PSV are also a rival of Ajax, but in terms of tension and rivalry, these matches are not as loaded as the duels with Feyenoord. The rivalry has existed for some time with PSV and stems from various causes, such as the different interpretations of whether current national and international successes of both clubs correlates and the supposed opposition between the Randstad and the province. The matches between these two teams is commonly referred to as "De Topper" ("The Topper"), and involves the two most trophy-laden sides in Dutch football and is essentially a clash of two competing schools of thought in Dutch football.

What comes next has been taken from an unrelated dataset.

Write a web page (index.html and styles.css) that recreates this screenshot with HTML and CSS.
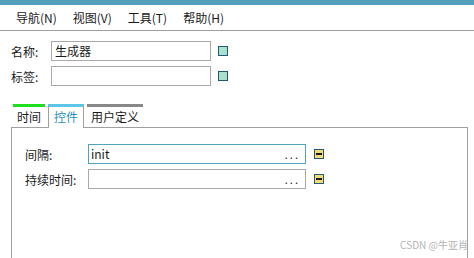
FILE: index.html
```html
<!DOCTYPE html>
<html>
<head>
    <meta charset="utf-8">
    <title>生成器</title>
    <link rel="stylesheet" href="styles.css">
</head>
<body>
    <div class="topbar"></div>

    <div class="menubar">
        <span class="menu-item">导航(N)</span>
        <span class="menu-item">视图(V)</span>
        <span class="menu-item">工具(T)</span>
        <span class="menu-item">帮助(H)</span>
    </div>

    <div class="form">
        <div class="row">
            <label class="label">名称:</label>
            <div class="field">生成器</div>
            <span class="btn btn-green"></span>
        </div>
        <div class="row">
            <label class="label">标签:</label>
            <div class="field"></div>
            <span class="btn btn-green"></span>
        </div>
    </div>

    <div class="tabs">
        <div class="tab tab-green">时间</div>
        <div class="tab tab-active">控件</div>
        <div class="tab tab-gray">用户定义</div>
    </div>

    <div class="panel">
        <div class="row">
            <label class="label wide">间隔:</label>
            <div class="field long focus"><span>init</span><span class="dots">...</span></div>
            <span class="btn btn-yellow"><i></i></span>
        </div>
        <div class="row">
            <label class="label wide">持续时间:</label>
            <div class="field long"><span></span><span class="dots">...</span></div>
            <span class="btn btn-yellow"><i></i></span>
        </div>
    </div>

    <div class="watermark">CSDN @牛亚肖</div>
</body>
</html>
```

FILE: styles.css
```css
body {
    margin: 0;
    width: 474px;
    height: 258px;
    overflow: hidden;
    font-family: "Noto Sans CJK SC", "Noto Sans", sans-serif;
    font-size: 12px;
    color: #1a1a1a;
    background: #fff;
    position: relative;
}
.topbar {
    height: 5px;
    background: #52a0bb;
}
.menubar {
    display: flex;
    align-items: center;
    height: 25px;
    padding-left: 16px;
    gap: 16px;
    border-bottom: 1px solid #a0a0a0;
}
.form {
    padding: 10px 0 0 11px;
    display: flex;
    flex-direction: column;
    gap: 5px;
}
.row {
    display: flex;
    align-items: center;
}
.label {
    width: 40px;
}
.label.wide {
    width: 63px;
}
.field {
    box-sizing: border-box;
    width: 160px;
    height: 20px;
    border: 1px solid #a9a9a9;
    padding: 0 5px 0 3px;
    line-height: 18px;
    display: flex;
    justify-content: space-between;
}
.field.long {
    width: 218px;
    padding-left: 2px;
}
.field.focus {
    border-color: #4fa3bf;
}
.dots {
    letter-spacing: 2px;
    font-size: 11px;
}
.btn {
    box-sizing: border-box;
    width: 10px;
    height: 10px;
    margin-left: 7px;
    border: 1px solid #1f5a78;
    display: flex;
    align-items: center;
    justify-content: center;
}
.btn-green {
    background: #ade0cb;
}
.btn-yellow {
    margin-left: 8px;
    background: #f7d970;
}
.btn-yellow i {
    width: 6px;
    height: 2px;
    background: #1a1a1a;
}
.tabs {
    display: flex;
    margin: 18px 0 0 13px;
    height: 23px;
}
.tab {
    box-sizing: border-box;
    height: 23px;
    border-top: 3px solid;
    text-align: center;
    line-height: 19px;
    margin-right: 3px;
}
.tab-green {
    width: 32px;
    border-top-color: #1ee01e;
}
.tab-active {
    width: 36px;
    height: 24px;
    border-top-color: #5bc6ea;
    border-left: 1px solid #a0a0a0;
    border-right: 1px solid #a0a0a0;
    color: #2a8fc0;
    background: #fff;
    position: relative;
    z-index: 1;
}
.tab-gray {
    width: 56px;
    border-top-color: #888;
}
.panel {
    margin: 0 6px 0 11px;
    height: 114px;
    border: 1px solid #a0a0a0;
    border-bottom: none;
    padding: 16px 0 0 13px;
    display: flex;
    flex-direction: column;
    gap: 5px;
}
.watermark {
    position: absolute;
    right: 6px;
    bottom: 6px;
    font-size: 10px;
    color: #b4b4b4;
}
```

Historically, PSV compete with a workmanlike ethic, preferring a more robust 4–3–1–2 or 4–2–3–1, typically shunning the frivolous 4–3–3 approach favoured in Amsterdam. While Rinus Michels and Johan Cruyff helped to innovate Total Football in the sixties and seventies, a different philosophy was honed in Eindhoven by Kees Rijvers and Guus Hiddink in the late 1970s and '80s. This in turn has created one of the more philosophical rivalries in football, an ideological battleground, which is gradually becoming as heated and intense as the matches Ajax and Feyenoord partake in.

Rivalries with other clubs

Aside from Feyenoord and PSV, Ajax have several other rivalries, although in most cases the sentiment is mostly felt by the opposition and is more directed towards Ajax, with one of them being Utrecht. Although the rivalry is more felt on the Utrecht side then with Ajax, matchups between the two sides are often quite intense. Both teams have fanatic supporters, and clashes off the pitch are more often the rule than the exception. The same goes for ADO Den Haag, with both supporter groups often getting in conflicts, when ADO-Hooligans set fire to the supporters home of Ajax, and Ajax hooligans subsequently broke into the Supporters home of ADO tensions between the two clubs rose. In 2006, supporters from both clubs were banned from attending away matches for five years due to frequent violent outbreaks and clashes.

Further teams who share a rivalry with Ajax include Twente, Vitesse Arnhem, Groningen and AZ, although the latter is often regarded by Ajax supporters as the club's "little brother". With AZ being from nearby Alkmaar and therefore situated in the same province as Ajax, match-ups between the two sides are commonly known as the "De Noord-Hollandse Derby" ("North Holland Derby") and are often very competitive, intense and loaded fixtures.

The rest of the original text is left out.